Give back every line exactly as it appears, pictures excluded.

- - -

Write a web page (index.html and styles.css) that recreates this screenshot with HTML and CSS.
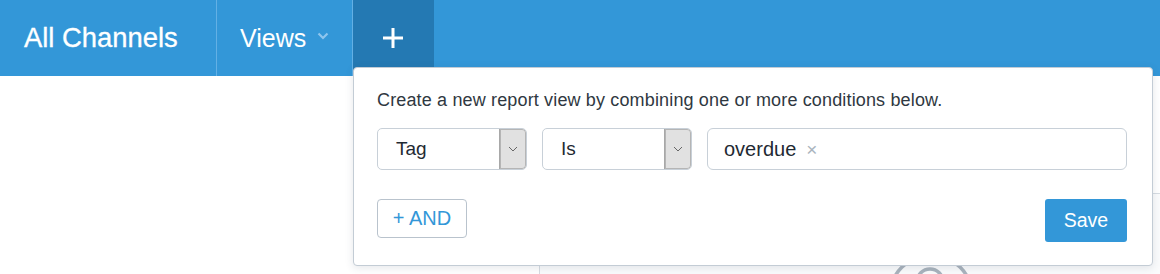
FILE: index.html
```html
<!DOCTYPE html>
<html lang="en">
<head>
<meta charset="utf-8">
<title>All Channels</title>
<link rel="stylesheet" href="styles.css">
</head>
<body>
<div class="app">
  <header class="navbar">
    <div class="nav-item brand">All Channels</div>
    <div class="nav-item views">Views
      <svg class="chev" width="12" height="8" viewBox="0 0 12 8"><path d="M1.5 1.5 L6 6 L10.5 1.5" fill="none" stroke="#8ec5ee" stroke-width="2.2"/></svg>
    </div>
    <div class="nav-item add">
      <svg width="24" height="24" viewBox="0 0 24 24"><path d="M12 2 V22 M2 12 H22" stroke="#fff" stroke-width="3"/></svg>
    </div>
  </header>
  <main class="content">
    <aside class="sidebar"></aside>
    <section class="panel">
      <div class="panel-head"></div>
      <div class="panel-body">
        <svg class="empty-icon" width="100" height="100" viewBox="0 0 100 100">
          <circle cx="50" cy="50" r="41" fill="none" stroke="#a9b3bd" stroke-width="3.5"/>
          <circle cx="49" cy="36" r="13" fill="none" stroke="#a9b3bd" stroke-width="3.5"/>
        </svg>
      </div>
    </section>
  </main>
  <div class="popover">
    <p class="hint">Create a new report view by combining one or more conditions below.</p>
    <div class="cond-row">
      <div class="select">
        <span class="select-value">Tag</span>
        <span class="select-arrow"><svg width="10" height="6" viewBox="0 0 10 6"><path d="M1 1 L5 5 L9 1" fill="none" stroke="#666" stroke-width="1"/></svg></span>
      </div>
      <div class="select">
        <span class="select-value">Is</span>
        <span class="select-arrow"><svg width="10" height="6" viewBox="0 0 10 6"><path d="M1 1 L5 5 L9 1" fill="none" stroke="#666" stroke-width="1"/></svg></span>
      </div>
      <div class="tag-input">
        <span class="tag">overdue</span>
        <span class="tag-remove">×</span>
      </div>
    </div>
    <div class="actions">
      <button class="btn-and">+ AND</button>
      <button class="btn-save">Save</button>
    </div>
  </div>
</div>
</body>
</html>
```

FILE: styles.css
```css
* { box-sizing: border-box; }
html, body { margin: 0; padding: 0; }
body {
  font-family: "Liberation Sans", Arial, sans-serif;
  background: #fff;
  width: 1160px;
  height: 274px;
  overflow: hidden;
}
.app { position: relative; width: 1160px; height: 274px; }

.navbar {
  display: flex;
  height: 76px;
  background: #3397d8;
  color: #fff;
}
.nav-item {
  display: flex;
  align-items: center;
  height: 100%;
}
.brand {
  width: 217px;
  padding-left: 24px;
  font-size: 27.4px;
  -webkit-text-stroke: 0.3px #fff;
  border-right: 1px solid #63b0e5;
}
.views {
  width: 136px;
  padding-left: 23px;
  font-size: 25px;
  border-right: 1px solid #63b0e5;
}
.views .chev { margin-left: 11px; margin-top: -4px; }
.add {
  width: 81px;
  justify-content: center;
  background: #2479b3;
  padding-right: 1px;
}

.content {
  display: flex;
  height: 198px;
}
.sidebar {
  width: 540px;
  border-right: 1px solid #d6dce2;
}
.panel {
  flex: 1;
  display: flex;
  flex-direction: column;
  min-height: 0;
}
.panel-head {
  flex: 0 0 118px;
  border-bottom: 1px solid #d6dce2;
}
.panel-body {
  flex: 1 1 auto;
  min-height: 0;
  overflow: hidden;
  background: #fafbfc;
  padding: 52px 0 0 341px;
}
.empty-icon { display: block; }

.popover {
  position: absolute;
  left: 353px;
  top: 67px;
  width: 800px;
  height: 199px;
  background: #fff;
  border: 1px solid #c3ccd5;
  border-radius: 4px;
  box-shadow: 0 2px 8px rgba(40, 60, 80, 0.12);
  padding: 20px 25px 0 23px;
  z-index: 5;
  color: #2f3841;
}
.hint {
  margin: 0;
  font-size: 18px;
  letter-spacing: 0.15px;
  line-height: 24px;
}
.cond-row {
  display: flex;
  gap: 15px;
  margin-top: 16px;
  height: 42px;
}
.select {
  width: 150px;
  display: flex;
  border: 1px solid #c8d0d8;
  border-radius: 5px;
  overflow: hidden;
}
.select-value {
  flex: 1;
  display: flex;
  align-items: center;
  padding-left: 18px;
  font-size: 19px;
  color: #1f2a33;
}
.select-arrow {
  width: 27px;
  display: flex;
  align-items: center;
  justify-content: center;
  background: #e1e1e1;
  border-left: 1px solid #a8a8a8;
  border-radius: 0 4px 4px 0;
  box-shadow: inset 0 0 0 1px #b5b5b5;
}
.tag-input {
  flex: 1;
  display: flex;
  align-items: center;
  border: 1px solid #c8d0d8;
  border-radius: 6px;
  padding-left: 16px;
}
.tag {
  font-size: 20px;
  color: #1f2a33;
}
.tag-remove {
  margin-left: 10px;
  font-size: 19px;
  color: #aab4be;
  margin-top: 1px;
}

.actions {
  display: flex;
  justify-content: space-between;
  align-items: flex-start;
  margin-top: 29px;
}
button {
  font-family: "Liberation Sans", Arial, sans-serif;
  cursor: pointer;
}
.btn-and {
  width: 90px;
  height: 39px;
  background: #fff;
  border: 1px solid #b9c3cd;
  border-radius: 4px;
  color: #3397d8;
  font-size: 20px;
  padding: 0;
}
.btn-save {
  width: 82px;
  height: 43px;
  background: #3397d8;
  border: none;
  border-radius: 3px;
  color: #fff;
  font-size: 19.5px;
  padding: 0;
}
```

- - -

• COMPLETED EXERCISE:
Write a web page (index.html and styles.css) that recreates this screenshot with HTML and CSS.
FILE: index.html
```html
<!DOCTYPE html>
<html lang="en">
<head>
<meta charset="utf-8">
<title>All Channels</title>
<link rel="stylesheet" href="styles.css">
</head>
<body>
<div class="app">
  <header class="navbar">
    <div class="nav-item brand">All Channels</div>
    <div class="nav-item views">Views
      <svg class="chev" width="12" height="8" viewBox="0 0 12 8"><path d="M1.5 1.5 L6 6 L10.5 1.5" fill="none" stroke="#8ec5ee" stroke-width="2.2"/></svg>
    </div>
    <div class="nav-item add">
      <svg width="24" height="24" viewBox="0 0 24 24"><path d="M12 2 V22 M2 12 H22" stroke="#fff" stroke-width="3"/></svg>
    </div>
  </header>
  <main class="content">
    <aside class="sidebar"></aside>
    <section class="panel">
      <div class="panel-head"></div>
      <div class="panel-body">
        <svg class="empty-icon" width="100" height="100" viewBox="0 0 100 100">
          <circle cx="50" cy="50" r="41" fill="none" stroke="#a9b3bd" stroke-width="3.5"/>
          <circle cx="49" cy="36" r="13" fill="none" stroke="#a9b3bd" stroke-width="3.5"/>
        </svg>
      </div>
    </section>
  </main>
  <div class="popover">
    <p class="hint">Create a new report view by combining one or more conditions below.</p>
    <div class="cond-row">
      <div class="select">
        <span class="select-value">Tag</span>
        <span class="select-arrow"><svg width="10" height="6" viewBox="0 0 10 6"><path d="M1 1 L5 5 L9 1" fill="none" stroke="#666" stroke-width="1"/></svg></span>
      </div>
      <div class="select">
        <span class="select-value">Is</span>
        <span class="select-arrow"><svg width="10" height="6" viewBox="0 0 10 6"><path d="M1 1 L5 5 L9 1" fill="none" stroke="#666" stroke-width="1"/></svg></span>
      </div>
      <div class="tag-input">
        <span class="tag">overdue</span>
        <span class="tag-remove">×</span>
      </div>
    </div>
    <div class="actions">
      <button class="btn-and">+ AND</button>
      <button class="btn-save">Save</button>
    </div>
  </div>
</div>
</body>
</html>
```

FILE: styles.css
```css
* { box-sizing: border-box; }
html, body { margin: 0; padding: 0; }
body {
  font-family: "Liberation Sans", Arial, sans-serif;
  background: #fff;
  width: 1160px;
  height: 274px;
  overflow: hidden;
}
.app { position: relative; width: 1160px; height: 274px; }

.navbar {
  display: flex;
  height: 76px;
  background: #3397d8;
  color: #fff;
}
.nav-item {
  display: flex;
  align-items: center;
  height: 100%;
}
.brand {
  width: 217px;
  padding-left: 24px;
  font-size: 27.4px;
  -webkit-text-stroke: 0.3px #fff;
  border-right: 1px solid #63b0e5;
}
.views {
  width: 136px;
  padding-left: 23px;
  font-size: 25px;
  border-right: 1px solid #63b0e5;
}
.views .chev { margin-left: 11px; margin-top: -4px; }
.add {
  width: 81px;
  justify-content: center;
  background: #2479b3;
  padding-right: 1px;
}

.content {
  display: flex;
  height: 198px;
}
.sidebar {
  width: 540px;
  border-right: 1px solid #d6dce2;
}
.panel {
  flex: 1;
  display: flex;
  flex-direction: column;
  min-height: 0;
}
.panel-head {
  flex: 0 0 118px;
  border-bottom: 1px solid #d6dce2;
}
.panel-body {
  flex: 1 1 auto;
  min-height: 0;
  overflow: hidden;
  background: #fafbfc;
  padding: 52px 0 0 341px;
}
.empty-icon { display: block; }

.popover {
  position: absolute;
  left: 353px;
  top: 67px;
  width: 800px;
  height: 199px;
  background: #fff;
  border: 1px solid #c3ccd5;
  border-radius: 4px;
  box-shadow: 0 2px 8px rgba(40, 60, 80, 0.12);
  padding: 20px 25px 0 23px;
  z-index: 5;
  color: #2f3841;
}
.hint {
  margin: 0;
  font-size: 18px;
  letter-spacing: 0.15px;
  line-height: 24px;
}
.cond-row {
  display: flex;
  gap: 15px;
  margin-top: 16px;
  height: 42px;
}
.select {
  width: 150px;
  display: flex;
  border: 1px solid #c8d0d8;
  border-radius: 5px;
  overflow: hidden;
}
.select-value {
  flex: 1;
  display: flex;
  align-items: center;
  padding-left: 18px;
  font-size: 19px;
  color: #1f2a33;
}
.select-arrow {
  width: 27px;
  display: flex;
  align-items: center;
  justify-content: center;
  background: #e1e1e1;
  border-left: 1px solid #a8a8a8;
  border-radius: 0 4px 4px 0;
  box-shadow: inset 0 0 0 1px #b5b5b5;
}
.tag-input {
  flex: 1;
  display: flex;
  align-items: center;
  border: 1px solid #c8d0d8;
  border-radius: 6px;
  padding-left: 16px;
}
.tag {
  font-size: 20px;
  color: #1f2a33;
}
.tag-remove {
  margin-left: 10px;
  font-size: 19px;
  color: #aab4be;
  margin-top: 1px;
}

.actions {
  display: flex;
  justify-content: space-between;
  align-items: flex-start;
  margin-top: 29px;
}
button {
  font-family: "Liberation Sans", Arial, sans-serif;
  cursor: pointer;
}
.btn-and {
  width: 90px;
  height: 39px;
  background: #fff;
  border: 1px solid #b9c3cd;
  border-radius: 4px;
  color: #3397d8;
  font-size: 20px;
  padding: 0;
}
.btn-save {
  width: 82px;
  height: 43px;
  background: #3397d8;
  border: none;
  border-radius: 3px;
  color: #fff;
  font-size: 19.5px;
  padding: 0;
}
```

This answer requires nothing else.